# JOB
Copy out, with no alterations, the lines below running from the one containing "Give me the" to the one containing "FaHome, FaChartPie, FaPlusCircle", inclusive at each end; pictures are omitted.

# GIVEN ENTRIES
▼▼▼
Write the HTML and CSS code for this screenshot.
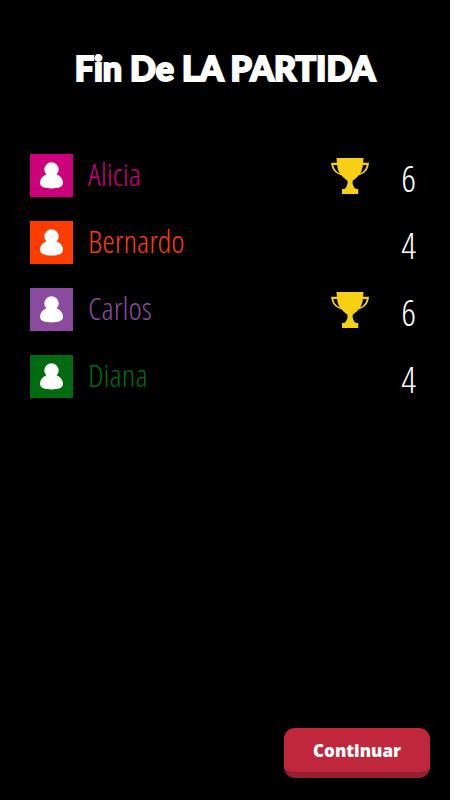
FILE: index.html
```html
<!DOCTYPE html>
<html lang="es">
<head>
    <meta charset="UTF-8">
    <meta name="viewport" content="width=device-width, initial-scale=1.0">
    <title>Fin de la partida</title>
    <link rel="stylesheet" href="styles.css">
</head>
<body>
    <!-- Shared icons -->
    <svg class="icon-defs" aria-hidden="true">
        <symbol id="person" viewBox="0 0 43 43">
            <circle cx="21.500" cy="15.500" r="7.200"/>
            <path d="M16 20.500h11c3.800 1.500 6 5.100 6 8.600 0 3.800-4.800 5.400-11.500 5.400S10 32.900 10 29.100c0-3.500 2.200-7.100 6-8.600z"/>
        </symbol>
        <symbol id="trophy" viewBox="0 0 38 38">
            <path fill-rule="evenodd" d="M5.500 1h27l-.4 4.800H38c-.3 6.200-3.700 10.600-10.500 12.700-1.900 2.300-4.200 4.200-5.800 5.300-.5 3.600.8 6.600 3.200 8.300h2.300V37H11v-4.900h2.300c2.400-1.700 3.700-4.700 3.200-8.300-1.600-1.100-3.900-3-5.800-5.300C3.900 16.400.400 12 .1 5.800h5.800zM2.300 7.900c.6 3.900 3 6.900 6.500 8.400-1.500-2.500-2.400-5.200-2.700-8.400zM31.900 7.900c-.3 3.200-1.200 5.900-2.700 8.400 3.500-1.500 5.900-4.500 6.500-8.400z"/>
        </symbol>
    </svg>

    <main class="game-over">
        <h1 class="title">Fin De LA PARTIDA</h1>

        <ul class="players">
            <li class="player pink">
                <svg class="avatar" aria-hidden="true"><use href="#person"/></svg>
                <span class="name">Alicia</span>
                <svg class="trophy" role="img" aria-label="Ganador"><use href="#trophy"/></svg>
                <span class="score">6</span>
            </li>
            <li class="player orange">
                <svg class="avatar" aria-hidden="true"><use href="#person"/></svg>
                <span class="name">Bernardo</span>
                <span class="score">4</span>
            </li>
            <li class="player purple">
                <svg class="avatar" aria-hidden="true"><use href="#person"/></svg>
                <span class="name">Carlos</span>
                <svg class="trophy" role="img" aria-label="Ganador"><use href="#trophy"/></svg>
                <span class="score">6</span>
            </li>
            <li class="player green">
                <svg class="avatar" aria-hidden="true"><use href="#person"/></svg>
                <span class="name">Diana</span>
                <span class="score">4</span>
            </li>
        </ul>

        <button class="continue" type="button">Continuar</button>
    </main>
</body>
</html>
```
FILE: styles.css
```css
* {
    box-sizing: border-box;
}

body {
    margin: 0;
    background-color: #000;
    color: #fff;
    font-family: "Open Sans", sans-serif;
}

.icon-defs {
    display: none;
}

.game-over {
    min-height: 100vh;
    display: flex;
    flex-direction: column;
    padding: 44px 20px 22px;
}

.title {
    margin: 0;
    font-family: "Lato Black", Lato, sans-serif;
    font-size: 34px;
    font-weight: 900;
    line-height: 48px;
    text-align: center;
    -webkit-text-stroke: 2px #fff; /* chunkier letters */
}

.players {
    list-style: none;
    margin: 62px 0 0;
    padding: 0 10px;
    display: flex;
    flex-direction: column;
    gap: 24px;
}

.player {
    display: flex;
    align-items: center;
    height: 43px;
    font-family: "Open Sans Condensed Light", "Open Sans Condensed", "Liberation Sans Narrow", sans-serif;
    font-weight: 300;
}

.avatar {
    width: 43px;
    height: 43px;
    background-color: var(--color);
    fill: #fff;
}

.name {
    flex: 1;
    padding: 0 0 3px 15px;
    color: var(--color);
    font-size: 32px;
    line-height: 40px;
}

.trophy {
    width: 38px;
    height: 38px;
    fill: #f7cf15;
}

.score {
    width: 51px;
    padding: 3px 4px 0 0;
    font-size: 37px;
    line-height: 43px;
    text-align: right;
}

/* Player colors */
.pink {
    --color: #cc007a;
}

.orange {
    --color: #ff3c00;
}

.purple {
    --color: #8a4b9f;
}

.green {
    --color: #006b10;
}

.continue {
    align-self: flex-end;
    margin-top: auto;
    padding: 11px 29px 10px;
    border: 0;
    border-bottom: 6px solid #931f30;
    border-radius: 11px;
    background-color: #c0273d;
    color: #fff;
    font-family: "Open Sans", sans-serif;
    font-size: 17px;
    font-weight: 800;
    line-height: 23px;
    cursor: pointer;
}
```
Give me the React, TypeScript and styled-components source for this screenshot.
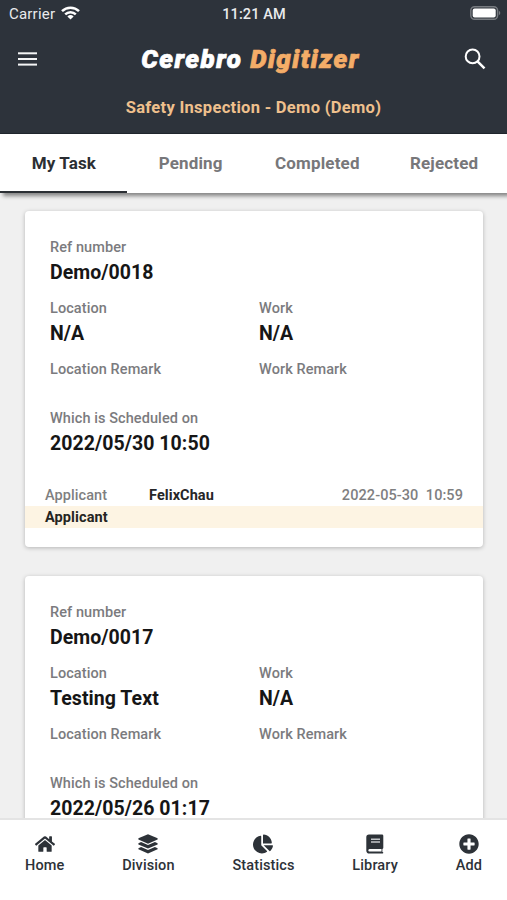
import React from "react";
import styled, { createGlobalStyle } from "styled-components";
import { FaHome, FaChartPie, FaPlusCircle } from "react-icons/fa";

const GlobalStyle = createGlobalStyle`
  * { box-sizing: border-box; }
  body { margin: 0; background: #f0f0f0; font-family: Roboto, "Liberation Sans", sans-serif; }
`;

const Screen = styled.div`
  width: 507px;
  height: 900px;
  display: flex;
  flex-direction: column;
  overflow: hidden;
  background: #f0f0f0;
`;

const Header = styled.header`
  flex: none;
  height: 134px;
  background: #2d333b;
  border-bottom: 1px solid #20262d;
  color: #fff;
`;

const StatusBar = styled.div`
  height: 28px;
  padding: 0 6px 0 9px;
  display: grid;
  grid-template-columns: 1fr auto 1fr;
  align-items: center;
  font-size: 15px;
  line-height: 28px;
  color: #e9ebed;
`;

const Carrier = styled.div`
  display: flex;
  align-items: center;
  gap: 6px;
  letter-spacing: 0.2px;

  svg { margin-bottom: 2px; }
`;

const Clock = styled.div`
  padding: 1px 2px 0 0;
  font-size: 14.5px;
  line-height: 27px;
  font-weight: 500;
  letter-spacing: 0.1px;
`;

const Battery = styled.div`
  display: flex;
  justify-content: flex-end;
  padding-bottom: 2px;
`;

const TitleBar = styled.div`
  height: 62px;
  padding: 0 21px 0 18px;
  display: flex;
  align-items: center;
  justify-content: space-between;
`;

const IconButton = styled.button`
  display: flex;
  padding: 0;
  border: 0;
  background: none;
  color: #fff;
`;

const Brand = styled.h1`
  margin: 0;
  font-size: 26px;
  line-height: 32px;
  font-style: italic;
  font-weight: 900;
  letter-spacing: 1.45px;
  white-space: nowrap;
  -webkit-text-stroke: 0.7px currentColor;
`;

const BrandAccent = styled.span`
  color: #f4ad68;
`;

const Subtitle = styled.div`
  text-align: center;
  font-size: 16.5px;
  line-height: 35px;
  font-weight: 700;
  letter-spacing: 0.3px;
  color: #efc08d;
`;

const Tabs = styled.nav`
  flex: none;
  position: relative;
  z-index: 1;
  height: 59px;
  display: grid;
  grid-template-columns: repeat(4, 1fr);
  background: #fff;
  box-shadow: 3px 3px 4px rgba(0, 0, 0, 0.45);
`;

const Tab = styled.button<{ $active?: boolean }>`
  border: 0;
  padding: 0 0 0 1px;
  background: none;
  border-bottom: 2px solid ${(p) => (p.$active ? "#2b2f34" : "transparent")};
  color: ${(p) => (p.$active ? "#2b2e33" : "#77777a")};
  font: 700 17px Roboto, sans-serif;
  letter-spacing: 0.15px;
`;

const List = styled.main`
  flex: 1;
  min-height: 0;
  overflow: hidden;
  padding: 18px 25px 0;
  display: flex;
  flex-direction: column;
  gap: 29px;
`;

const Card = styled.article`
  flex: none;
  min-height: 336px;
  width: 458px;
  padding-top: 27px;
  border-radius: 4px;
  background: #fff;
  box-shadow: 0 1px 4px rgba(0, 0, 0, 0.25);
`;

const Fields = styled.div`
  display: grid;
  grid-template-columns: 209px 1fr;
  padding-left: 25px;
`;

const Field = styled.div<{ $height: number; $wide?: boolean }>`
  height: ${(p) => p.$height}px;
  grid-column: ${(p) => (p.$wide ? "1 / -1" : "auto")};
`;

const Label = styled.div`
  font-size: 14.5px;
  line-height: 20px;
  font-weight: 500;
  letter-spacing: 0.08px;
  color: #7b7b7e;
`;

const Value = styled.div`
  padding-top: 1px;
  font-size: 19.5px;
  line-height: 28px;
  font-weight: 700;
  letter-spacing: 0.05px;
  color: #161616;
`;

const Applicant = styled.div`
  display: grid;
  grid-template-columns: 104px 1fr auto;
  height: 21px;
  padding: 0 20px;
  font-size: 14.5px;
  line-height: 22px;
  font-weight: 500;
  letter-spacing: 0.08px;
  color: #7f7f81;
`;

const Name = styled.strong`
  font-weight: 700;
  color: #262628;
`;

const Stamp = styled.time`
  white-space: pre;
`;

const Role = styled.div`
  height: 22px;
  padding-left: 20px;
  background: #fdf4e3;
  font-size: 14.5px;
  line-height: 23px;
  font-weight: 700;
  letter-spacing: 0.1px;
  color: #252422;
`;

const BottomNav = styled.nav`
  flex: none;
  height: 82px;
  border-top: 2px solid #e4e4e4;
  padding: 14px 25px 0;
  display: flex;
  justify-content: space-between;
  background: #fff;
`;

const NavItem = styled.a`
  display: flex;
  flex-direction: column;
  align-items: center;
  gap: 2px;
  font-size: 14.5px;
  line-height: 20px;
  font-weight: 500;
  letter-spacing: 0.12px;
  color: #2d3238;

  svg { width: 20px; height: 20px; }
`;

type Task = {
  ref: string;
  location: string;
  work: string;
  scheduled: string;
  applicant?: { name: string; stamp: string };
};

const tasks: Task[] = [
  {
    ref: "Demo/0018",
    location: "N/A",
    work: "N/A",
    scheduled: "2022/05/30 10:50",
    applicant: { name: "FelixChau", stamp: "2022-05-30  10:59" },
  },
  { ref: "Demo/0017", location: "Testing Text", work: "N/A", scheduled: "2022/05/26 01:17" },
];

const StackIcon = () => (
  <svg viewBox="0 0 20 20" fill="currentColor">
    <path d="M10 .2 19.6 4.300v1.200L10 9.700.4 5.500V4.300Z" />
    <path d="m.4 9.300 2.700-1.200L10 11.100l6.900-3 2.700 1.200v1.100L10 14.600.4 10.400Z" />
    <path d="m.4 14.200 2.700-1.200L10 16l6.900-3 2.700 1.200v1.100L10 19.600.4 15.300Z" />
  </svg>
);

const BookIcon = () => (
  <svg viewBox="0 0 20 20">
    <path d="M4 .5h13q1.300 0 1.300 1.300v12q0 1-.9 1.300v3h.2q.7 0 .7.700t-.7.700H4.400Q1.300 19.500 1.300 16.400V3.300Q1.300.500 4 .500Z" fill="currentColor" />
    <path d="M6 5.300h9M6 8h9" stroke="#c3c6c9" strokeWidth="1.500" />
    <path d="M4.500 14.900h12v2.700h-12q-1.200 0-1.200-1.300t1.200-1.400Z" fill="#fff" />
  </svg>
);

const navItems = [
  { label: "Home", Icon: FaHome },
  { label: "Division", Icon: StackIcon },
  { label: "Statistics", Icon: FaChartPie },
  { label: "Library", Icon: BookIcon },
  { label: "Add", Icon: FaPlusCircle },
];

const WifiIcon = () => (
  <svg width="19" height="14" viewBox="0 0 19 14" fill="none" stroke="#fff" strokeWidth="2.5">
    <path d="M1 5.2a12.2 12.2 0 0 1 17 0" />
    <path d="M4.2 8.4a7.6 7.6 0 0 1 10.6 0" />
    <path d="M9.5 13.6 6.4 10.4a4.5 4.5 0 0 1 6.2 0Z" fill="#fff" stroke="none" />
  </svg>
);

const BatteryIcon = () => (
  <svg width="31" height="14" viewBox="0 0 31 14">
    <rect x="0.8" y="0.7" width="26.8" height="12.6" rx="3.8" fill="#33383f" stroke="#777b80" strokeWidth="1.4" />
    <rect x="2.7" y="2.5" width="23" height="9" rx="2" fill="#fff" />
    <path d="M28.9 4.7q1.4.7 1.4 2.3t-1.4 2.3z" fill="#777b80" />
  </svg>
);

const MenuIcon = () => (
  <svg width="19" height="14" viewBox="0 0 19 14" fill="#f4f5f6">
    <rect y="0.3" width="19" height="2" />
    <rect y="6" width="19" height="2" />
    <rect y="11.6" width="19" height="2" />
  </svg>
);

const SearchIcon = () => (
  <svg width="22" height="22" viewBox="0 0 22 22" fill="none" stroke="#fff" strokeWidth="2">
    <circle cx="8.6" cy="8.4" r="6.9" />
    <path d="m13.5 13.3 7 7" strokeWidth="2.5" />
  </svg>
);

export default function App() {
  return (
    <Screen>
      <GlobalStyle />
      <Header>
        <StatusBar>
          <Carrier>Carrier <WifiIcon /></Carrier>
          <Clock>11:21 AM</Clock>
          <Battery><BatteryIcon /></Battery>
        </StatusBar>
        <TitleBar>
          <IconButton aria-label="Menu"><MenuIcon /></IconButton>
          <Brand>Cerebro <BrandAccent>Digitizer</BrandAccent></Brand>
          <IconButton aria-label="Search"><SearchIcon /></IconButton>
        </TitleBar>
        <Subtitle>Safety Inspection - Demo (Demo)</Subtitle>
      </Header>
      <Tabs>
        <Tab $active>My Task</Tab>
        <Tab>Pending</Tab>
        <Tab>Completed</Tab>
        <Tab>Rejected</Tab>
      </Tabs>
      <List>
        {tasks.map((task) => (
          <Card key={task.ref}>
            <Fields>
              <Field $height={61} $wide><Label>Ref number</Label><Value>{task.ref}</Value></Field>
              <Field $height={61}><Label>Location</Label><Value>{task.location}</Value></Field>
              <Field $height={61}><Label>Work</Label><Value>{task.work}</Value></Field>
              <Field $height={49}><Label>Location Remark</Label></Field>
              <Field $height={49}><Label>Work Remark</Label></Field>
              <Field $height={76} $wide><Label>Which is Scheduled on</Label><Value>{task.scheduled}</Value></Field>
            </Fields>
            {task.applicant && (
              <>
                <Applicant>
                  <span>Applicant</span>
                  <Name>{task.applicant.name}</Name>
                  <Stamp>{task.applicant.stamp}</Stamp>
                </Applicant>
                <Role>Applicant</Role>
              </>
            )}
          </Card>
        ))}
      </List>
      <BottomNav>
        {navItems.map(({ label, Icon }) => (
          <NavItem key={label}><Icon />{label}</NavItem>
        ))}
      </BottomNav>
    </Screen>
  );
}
▲▲▲
# ANSWER BELOW
Give me the React, TypeScript and styled-components source for this screenshot.
import React from "react";
import styled, { createGlobalStyle } from "styled-components";
import { FaHome, FaChartPie, FaPlusCircle } from "react-icons/fa";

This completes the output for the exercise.